I am an adult woman, and haven't felt like strangers were "policing" my anything since grade school. I don't smile. I've never dressed cute. I'm married to another woman and we've got problems but those problems aren't "the world is out to kill us because we didn't procreate with men." Dykes twice my age tell me how much harder everything was for them, back when most people thought if you were same-sex attracted that probably meant you were also an axe-murderer.

Can it be that you're giving the ranting of angry people online more weight than it ought to have? And maybe putting together things that actually aren't the same? I've watched the anti-work movement come into its own, with millenials. In parallel, I've watched (some) women decide the version of feminism that directed their aspirations towards becoming employees, and that denigrated unpaid homemaking and childcare as a waste of time for anyone who could have a job, was not the liberation they were looking for. And wage decline has been such that two adults raising kids don't necessarily manage to make ends meet. Whereas, a lot of these people remember their mothers being pressured to go back to work, at a time when financial need was not outright forcing them to earn a wage after they married.
queenslayerbee: Isabelle Adjany as Lucy Harker in 1979's "Nosferatu the Vampire". She's surrounded by darkness, looking over her shoulder while she wears a white nightgown and a cross as a necklace.
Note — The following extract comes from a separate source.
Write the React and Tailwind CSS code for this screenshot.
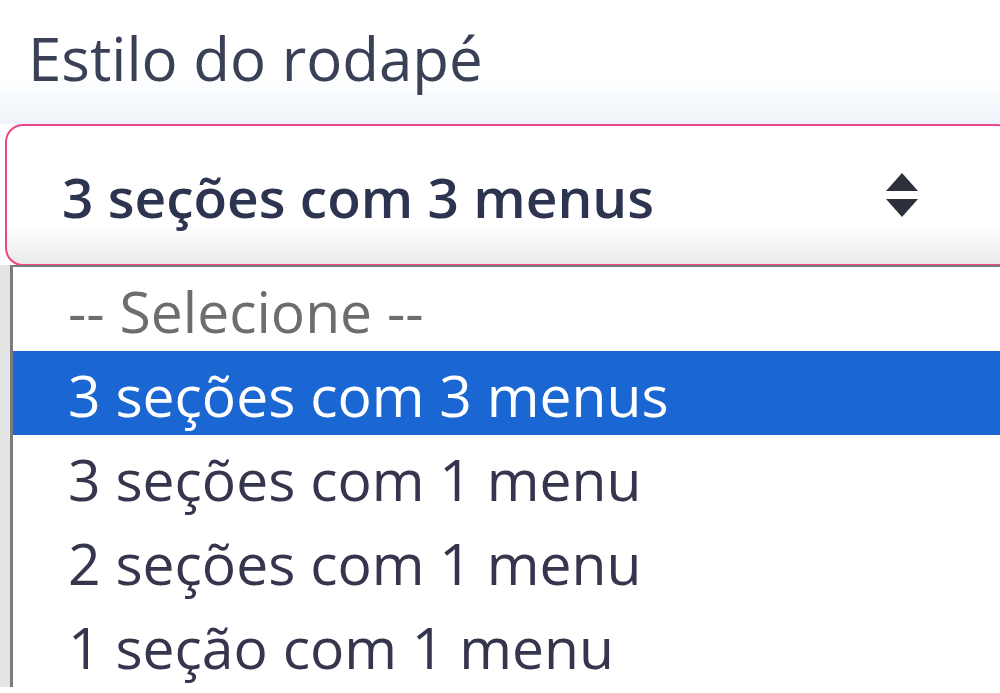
import React from 'react';

const options = [
  { label: '-- Selecione --', muted: true },
  { label: '3 seções com 3 menus', active: true },
  { label: '3 seções com 1 menu' },
  { label: '2 seções com 1 menu' },
  { label: '1 seção com 1 menu' },
];

function Arrows() {
  return (
    <svg width="36" height="48" viewBox="0 0 36 48">
      <path d="M18 2 L34 20 L2 20 Z" fill="#2b303b" />
      <path d="M2 28 L34 28 L18 46 Z" fill="#2b303b" />
    </svg>
  );
}

export default function App() {
  return (
    <div className="w-[1000px] h-[693px] overflow-hidden bg-white font-['Open_Sans',sans-serif]">
      <div className="bg-gradient-to-b from-white from-60% to-[#edf3f9] pl-[28px] pt-[18px] pb-[24px] h-[124px]">
        <span className="text-[60px] leading-[80px] text-[#3a4157]">Estilo do rodapé</span>
      </div>

      <div className="ml-[5px] w-[1010px] h-[142px] border-2 border-[#ea4689] rounded-[18px] bg-gradient-to-b from-white from-70% to-[#ebebeb] flex items-center pl-[55px] pr-[93px]">
        <span className="flex-1 text-[55px] font-semibold text-[#2c3450] pt-[4px]">3 seções com 3 menus</span>
        <Arrows />
      </div>

      <div className="flex -mt-[1px]">
        <div className="w-[10px] bg-[#e4e4e4]" />
        <div className="flex-1 border-l-[3px] border-t-2 border-[#7b7b7b] bg-white">
          {options.map((o) => (
            <div
              key={o.label}
              className={
                'h-[84px] flex items-center pl-[55px] pt-[6px] text-[57px] ' +
                (o.active
                  ? 'bg-[#1a66d2] text-white'
                  : o.muted
                  ? 'text-[#6d6c70]'
                  : 'text-[#35364d]')
              }
            >
              {o.label}
            </div>
          ))}
        </div>
      </div>
    </div>
  );
}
A hand with long nails like a claw is reaching for her neck from the darkness behind her. (Default)

[personal profile] queenslayerbee 2023-07-30 09:35 pm (UTC)(link)
Fellow adult (late twenties, personally) gnc dyke here. Our experiences are very different in this respect so I'll just say I'm sincerely glad you haven't experienced that kind of policing attitude IRL yourself, but no, this is not just online. These last few years I haven't had it directed towards myself as often but I'm very aware it's solely because of the people with whom I choose (and I'm able) to surround myself. Now, if I had to see my catholic relatives or my very conservative hometown as often as I used to, things would be very different. And unlike me, many women can't avoid such environments.

I personally think it's very telling that this so-called anti-capitalist, "anti-work" movement isn't calling for men to become trophy husbands and SAHF and and and. Also, "when financial need was not outright forcing them to earn a wage after they married"... straight-up financial need within a family unit is hardly the main reason women fought to be in the work force. They should always have independent income from their husband because economic dependence is dangerous and used against them in abusive situations, which are hardly diminishing. Besides that, in the current economy these young women CERTAINLY need to have disposable income, AND they sound woefully naive about the dangers of depending on the whims of their romantic partners. At the very least you get to put some distance between yourself and a traditional employer.

Also generally speaking I don't think putting these kinds of things together is a reach. There is a reactionary misogynist wave hitting worldwide at the moment (on top of the misogyny that never left), and these don't happen in a vacuum, IMO.